GIVEN MATERIAL →
________________

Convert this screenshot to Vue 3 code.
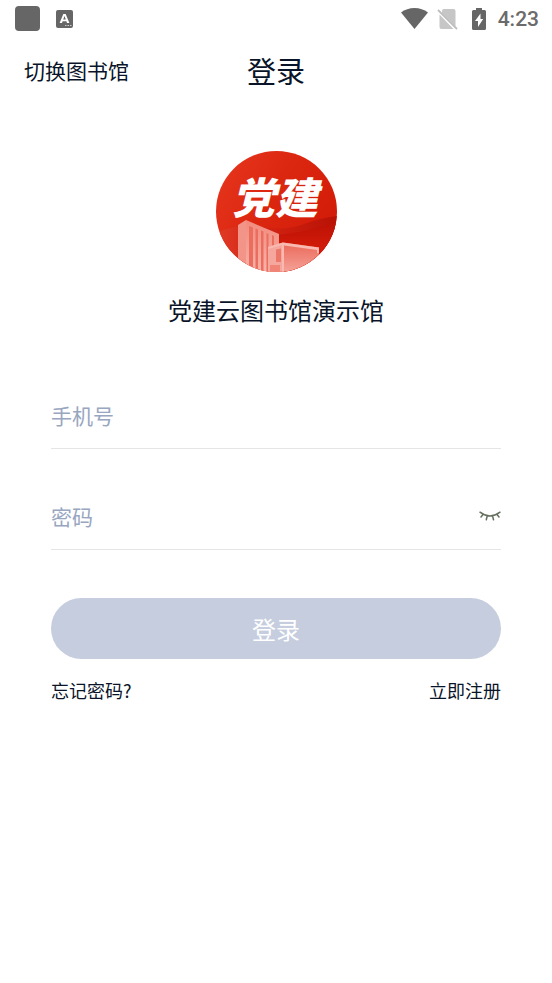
<script setup>
import { ref } from 'vue'

const phone = ref('')
const password = ref('')
const visible = ref(false)
</script>

<template>
  <div class="screen">
    <div class="status">
      <div class="status-group">
        <span class="app-dot"></span>
        <svg class="ime" viewBox="0 0 17 18" aria-hidden="true">
          <rect width="17" height="18" rx="2" fill="#666" />
          <path d="M3.600 13 7.300 4h2.400l3.700 9h-2.400l-.6-1.700H6.600L6 13zM7.200 9.600h2.600L8.500 6z" fill="#fff" />
          <path d="M9 15.500h1.500M11.500 15.500H13M14 15.500h1.500" stroke="#ccc" stroke-width="1" />
        </svg>
      </div>
      <div class="status-group right">
        <svg class="wifi" viewBox="0 0 27 21" aria-hidden="true">
          <path d="M0 4.500Q5.800 0 13.500 0T27 4.500L13.500 21z" fill="#666" />
        </svg>
        <svg class="sim" viewBox="0 0 21 22" aria-hidden="true">
          <path d="M7 1h9.500q2 0 2 2v15.500L5 5V3q0-2 2-2zM2.500 6.500 16.500 21h-12q-2 0-2-2z" fill="#c6c6c6" />
          <path d="M1 2 20 21" stroke="#bdbdbd" stroke-width="1.800" />
        </svg>
        <svg class="battery" viewBox="0 0 14 22" aria-hidden="true">
          <path d="M4 0h6v2h2.500Q14 2 14 3.500v17q0 1.500-1.500 1.500h-11Q0 22 0 20.500v-17Q0 2 1.500 2H4z" fill="#666" />
          <path d="M8.500 5.500 3 13h3v6l5.200-8H8.500z" fill="#fff" />
        </svg>
        <span class="clock">4:23</span>
      </div>
    </div>

    <header class="header">
      <button type="button" class="switch">切换图书馆</button>
      <h1 class="title">登录</h1>
    </header>

    <main class="main">
      <svg class="logo" viewBox="0 0 121 121" role="img" aria-label="党建">
        <defs>
          <clipPath id="disc"><circle cx="60.500" cy="60.500" r="60.500" /></clipPath>
          <linearGradient id="red" x1="0" y1="0" x2="1" y2="0.600">
            <stop offset="0" stop-color="#e7371f" />
            <stop offset="0.500" stop-color="#dc2710" />
            <stop offset="1" stop-color="#d21b08" />
          </linearGradient>
          <linearGradient id="wave" x1="0" y1="0" x2="1" y2="0">
            <stop offset="0" stop-color="#e03a25" />
            <stop offset="0.500" stop-color="#cf2010" />
            <stop offset="1" stop-color="#b81205" />
          </linearGradient>
          <linearGradient id="fold" x1="0" y1="0" x2="0" y2="1">
            <stop offset="0" stop-color="#bd1206" />
            <stop offset="0.450" stop-color="#d01a09" />
            <stop offset="1" stop-color="#d81e0c" />
          </linearGradient>
          <linearGradient id="tower" x1="0" y1="0" x2="0" y2="1">
            <stop offset="0" stop-color="#f28a7d" />
            <stop offset="1" stop-color="#f8b3aa" />
          </linearGradient>
          <linearGradient id="facade" x1="0" y1="0" x2="0" y2="1">
            <stop offset="0" stop-color="#ea6859" />
            <stop offset="1" stop-color="#f5a298" />
          </linearGradient>
        </defs>
        <g clip-path="url(#disc)">
          <rect width="121" height="121" fill="url(#red)" />
          <path d="M0 82Q22 72 46 76T88 73Q104 67 121 65V121H0z" fill="url(#wave)" />
          <path d="M60 84Q84 82 99 77T121 73V121H60z" fill="url(#fold)" />
          <path d="M22 74 30 69V121H22z" fill="#f29488" />
          <path d="M30 69 63 83V121H30z" fill="url(#tower)" />
          <path d="M33 75 37 76.500V121H33zM39.500 77.500 42 78.500V121H39.500zM45 79.500 47.500 80.500V121H45zM50.500 82 52.500 83V121H50.500zM56 84 58 85V121H56z" fill="#eb6d5e" />
          <path d="M52 96 67 91.500V121H52z" fill="#f6a79d" />
          <path d="M67 91.500 103 96.500V121H67z" fill="url(#facade)" />
          <path d="M52 96 67 91.500 103 96.500V102H101V99L68 94.500V121H66V94L52 98z" fill="#f9b9b1" />
          <path d="M60 98.500 65 97.500V111H60z" fill="#ec7768" />
          <path d="M54 114h10v7h-10z" fill="#ef8477" />
        </g>
        <text x="59" y="63" text-anchor="middle" class="logo-text">党建</text>
      </svg>
      <p class="name">党建云图书馆演示馆</p>

      <form class="form" @submit.prevent>
        <div class="field">
          <input v-model="phone" type="tel" placeholder="手机号" aria-label="手机号" />
        </div>
        <div class="field">
          <input v-model="password" :type="visible ? 'text' : 'password'" placeholder="密码" aria-label="密码" />
          <button type="button" class="eye" aria-label="显示密码" @click="visible = !visible">
            <svg viewBox="0 0 22 10" aria-hidden="true">
              <path d="M1 1.200Q11 9 21 1.200M4 3.600 2 6M8.200 5 7.300 8.700M13.600 5l.9 3.700M18 3.600 20 6" fill="none" stroke="#66705f" stroke-width="1.500" stroke-linecap="round" />
            </svg>
          </button>
        </div>
        <button type="submit" class="submit">登录</button>
      </form>

      <nav class="links">
        <a href="#forgot">忘记密码?</a>
        <a href="#register">立即注册</a>
      </nav>
    </main>
  </div>
</template>

<style>
body {
  margin: 0;
  background: #fff;
}
</style>

<style scoped>
.screen {
  min-height: 100vh;
  background: #fff;
  color: #091428;
  font-family: "Noto Sans CJK SC", sans-serif;
}

button,
input {
  padding: 0;
  border: 0;
  background: none;
  color: inherit;
  font-family: inherit;
}

svg {
  display: block;
}

.status {
  display: flex;
  justify-content: space-between;
  align-items: center;
  height: 37px;
  padding: 0 13px 0 15px;
}

.status-group {
  display: flex;
  align-items: center;
  gap: 16px;
}

.status-group.right {
  gap: 12px;
}

.app-dot {
  width: 25px;
  height: 25px;
  border-radius: 4px;
  background: #666;
}

.ime {
  width: 17px;
  height: 18px;
}

.wifi {
  width: 27px;
  height: 21px;
}

.sim {
  width: 21px;
  height: 22px;
  margin: 0 2px 0 -3px;
}

.battery {
  width: 14px;
  height: 22px;
}

.clock {
  color: #6b6b6b;
  font: 500 21px/24px Roboto, sans-serif;
}

.header {
  display: grid;
  grid-template-columns: 1fr auto 1fr;
  align-items: center;
  height: 66px;
  padding: 0 24px;
}

.switch {
  justify-self: start;
  font-size: 21px;
  line-height: 32px;
}

.title {
  margin: 0;
  font-size: 29px;
  font-weight: 400;
  line-height: 40px;
}

.main {
  padding: 48px 51px 0;
}

.logo {
  width: 121px;
  height: 121px;
  margin: 0 auto;
}

.logo-text {
  fill: #fff;
  font-size: 43px;
  font-style: italic;
  font-weight: 900;
}

.name {
  margin: 20px 0 0;
  font-size: 24px;
  line-height: 36px;
  text-align: center;
}

.form {
  padding-top: 20px;
}

.field {
  display: flex;
  align-items: center;
  height: 61px;
  margin-top: 36px;
  padding-bottom: 3px;
  border-bottom: 1px solid #e5e5e5;
}

.field input {
  flex: 1;
  min-width: 0;
  height: 32px;
  outline: 0;
  font-size: 21px;
}

.field input::placeholder {
  color: #98a6bf;
  opacity: 1;
}

.eye svg {
  width: 22px;
  height: 10px;
}

.submit {
  display: block;
  width: 100%;
  height: 61px;
  margin-top: 48px;
  border-radius: 31px;
  background: #c5cdde;
  color: #fff;
  font-size: 24px;
}

.links {
  display: flex;
  justify-content: space-between;
  margin-top: 17px;
  font-size: 18px;
  line-height: 28px;
}

.links a {
  color: inherit;
  text-decoration: none;
}
</style>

________________

WHAT YOU WILL DO → Transcribe the material exactly, keeping every word and none of the pictures.

WRITTEN SOLUTION →
Convert this screenshot to Vue 3 code.
<script setup>
import { ref } from 'vue'

const phone = ref('')
const password = ref('')
const visible = ref(false)
</script>

<template>
  <div class="screen">
    <div class="status">
      <div class="status-group">
        <span class="app-dot"></span>
        <svg class="ime" viewBox="0 0 17 18" aria-hidden="true">
          <rect width="17" height="18" rx="2" fill="#666" />
          <path d="M3.600 13 7.300 4h2.400l3.700 9h-2.400l-.6-1.700H6.600L6 13zM7.200 9.600h2.600L8.500 6z" fill="#fff" />
          <path d="M9 15.500h1.500M11.500 15.500H13M14 15.500h1.500" stroke="#ccc" stroke-width="1" />
        </svg>
      </div>
      <div class="status-group right">
        <svg class="wifi" viewBox="0 0 27 21" aria-hidden="true">
          <path d="M0 4.500Q5.800 0 13.500 0T27 4.500L13.500 21z" fill="#666" />
        </svg>
        <svg class="sim" viewBox="0 0 21 22" aria-hidden="true">
          <path d="M7 1h9.500q2 0 2 2v15.500L5 5V3q0-2 2-2zM2.500 6.500 16.500 21h-12q-2 0-2-2z" fill="#c6c6c6" />
          <path d="M1 2 20 21" stroke="#bdbdbd" stroke-width="1.800" />
        </svg>
        <svg class="battery" viewBox="0 0 14 22" aria-hidden="true">
          <path d="M4 0h6v2h2.500Q14 2 14 3.500v17q0 1.500-1.500 1.500h-11Q0 22 0 20.500v-17Q0 2 1.500 2H4z" fill="#666" />
          <path d="M8.500 5.500 3 13h3v6l5.200-8H8.500z" fill="#fff" />
        </svg>
        <span class="clock">4:23</span>
      </div>
    </div>

    <header class="header">
      <button type="button" class="switch">切换图书馆</button>
      <h1 class="title">登录</h1>
    </header>

    <main class="main">
      <svg class="logo" viewBox="0 0 121 121" role="img" aria-label="党建">
        <defs>
          <clipPath id="disc"><circle cx="60.500" cy="60.500" r="60.500" /></clipPath>
          <linearGradient id="red" x1="0" y1="0" x2="1" y2="0.600">
            <stop offset="0" stop-color="#e7371f" />
            <stop offset="0.500" stop-color="#dc2710" />
            <stop offset="1" stop-color="#d21b08" />
          </linearGradient>
          <linearGradient id="wave" x1="0" y1="0" x2="1" y2="0">
            <stop offset="0" stop-color="#e03a25" />
            <stop offset="0.500" stop-color="#cf2010" />
            <stop offset="1" stop-color="#b81205" />
          </linearGradient>
          <linearGradient id="fold" x1="0" y1="0" x2="0" y2="1">
            <stop offset="0" stop-color="#bd1206" />
            <stop offset="0.450" stop-color="#d01a09" />
            <stop offset="1" stop-color="#d81e0c" />
          </linearGradient>
          <linearGradient id="tower" x1="0" y1="0" x2="0" y2="1">
            <stop offset="0" stop-color="#f28a7d" />
            <stop offset="1" stop-color="#f8b3aa" />
          </linearGradient>
          <linearGradient id="facade" x1="0" y1="0" x2="0" y2="1">
            <stop offset="0" stop-color="#ea6859" />
            <stop offset="1" stop-color="#f5a298" />
          </linearGradient>
        </defs>
        <g clip-path="url(#disc)">
          <rect width="121" height="121" fill="url(#red)" />
          <path d="M0 82Q22 72 46 76T88 73Q104 67 121 65V121H0z" fill="url(#wave)" />
          <path d="M60 84Q84 82 99 77T121 73V121H60z" fill="url(#fold)" />
          <path d="M22 74 30 69V121H22z" fill="#f29488" />
          <path d="M30 69 63 83V121H30z" fill="url(#tower)" />
          <path d="M33 75 37 76.500V121H33zM39.500 77.500 42 78.500V121H39.500zM45 79.500 47.500 80.500V121H45zM50.500 82 52.500 83V121H50.500zM56 84 58 85V121H56z" fill="#eb6d5e" />
          <path d="M52 96 67 91.500V121H52z" fill="#f6a79d" />
          <path d="M67 91.500 103 96.500V121H67z" fill="url(#facade)" />
          <path d="M52 96 67 91.500 103 96.500V102H101V99L68 94.500V121H66V94L52 98z" fill="#f9b9b1" />
          <path d="M60 98.500 65 97.500V111H60z" fill="#ec7768" />
          <path d="M54 114h10v7h-10z" fill="#ef8477" />
        </g>
        <text x="59" y="63" text-anchor="middle" class="logo-text">党建</text>
      </svg>
      <p class="name">党建云图书馆演示馆</p>

      <form class="form" @submit.prevent>
        <div class="field">
          <input v-model="phone" type="tel" placeholder="手机号" aria-label="手机号" />
        </div>
        <div class="field">
          <input v-model="password" :type="visible ? 'text' : 'password'" placeholder="密码" aria-label="密码" />
          <button type="button" class="eye" aria-label="显示密码" @click="visible = !visible">
            <svg viewBox="0 0 22 10" aria-hidden="true">
              <path d="M1 1.200Q11 9 21 1.200M4 3.600 2 6M8.200 5 7.300 8.700M13.600 5l.9 3.700M18 3.600 20 6" fill="none" stroke="#66705f" stroke-width="1.500" stroke-linecap="round" />
            </svg>
          </button>
        </div>
        <button type="submit" class="submit">登录</button>
      </form>

      <nav class="links">
        <a href="#forgot">忘记密码?</a>
        <a href="#register">立即注册</a>
      </nav>
    </main>
  </div>
</template>

<style>
body {
  margin: 0;
  background: #fff;
}
</style>

<style scoped>
.screen {
  min-height: 100vh;
  background: #fff;
  color: #091428;
  font-family: "Noto Sans CJK SC", sans-serif;
}

button,
input {
  padding: 0;
  border: 0;
  background: none;
  color: inherit;
  font-family: inherit;
}

svg {
  display: block;
}

.status {
  display: flex;
  justify-content: space-between;
  align-items: center;
  height: 37px;
  padding: 0 13px 0 15px;
}

.status-group {
  display: flex;
  align-items: center;
  gap: 16px;
}

.status-group.right {
  gap: 12px;
}

.app-dot {
  width: 25px;
  height: 25px;
  border-radius: 4px;
  background: #666;
}

.ime {
  width: 17px;
  height: 18px;
}

.wifi {
  width: 27px;
  height: 21px;
}

.sim {
  width: 21px;
  height: 22px;
  margin: 0 2px 0 -3px;
}

.battery {
  width: 14px;
  height: 22px;
}

.clock {
  color: #6b6b6b;
  font: 500 21px/24px Roboto, sans-serif;
}

.header {
  display: grid;
  grid-template-columns: 1fr auto 1fr;
  align-items: center;
  height: 66px;
  padding: 0 24px;
}

.switch {
  justify-self: start;
  font-size: 21px;
  line-height: 32px;
}

.title {
  margin: 0;
  font-size: 29px;
  font-weight: 400;
  line-height: 40px;
}

.main {
  padding: 48px 51px 0;
}

.logo {
  width: 121px;
  height: 121px;
  margin: 0 auto;
}

.logo-text {
  fill: #fff;
  font-size: 43px;
  font-style: italic;
  font-weight: 900;
}

.name {
  margin: 20px 0 0;
  font-size: 24px;
  line-height: 36px;
  text-align: center;
}

.form {
  padding-top: 20px;
}

.field {
  display: flex;
  align-items: center;
  height: 61px;
  margin-top: 36px;
  padding-bottom: 3px;
  border-bottom: 1px solid #e5e5e5;
}

.field input {
  flex: 1;
  min-width: 0;
  height: 32px;
  outline: 0;
  font-size: 21px;
}

.field input::placeholder {
  color: #98a6bf;
  opacity: 1;
}

.eye svg {
  width: 22px;
  height: 10px;
}

.submit {
  display: block;
  width: 100%;
  height: 61px;
  margin-top: 48px;
  border-radius: 31px;
  background: #c5cdde;
  color: #fff;
  font-size: 24px;
}

.links {
  display: flex;
  justify-content: space-between;
  margin-top: 17px;
  font-size: 18px;
  line-height: 28px;
}

.links a {
  color: inherit;
  text-decoration: none;
}
</style>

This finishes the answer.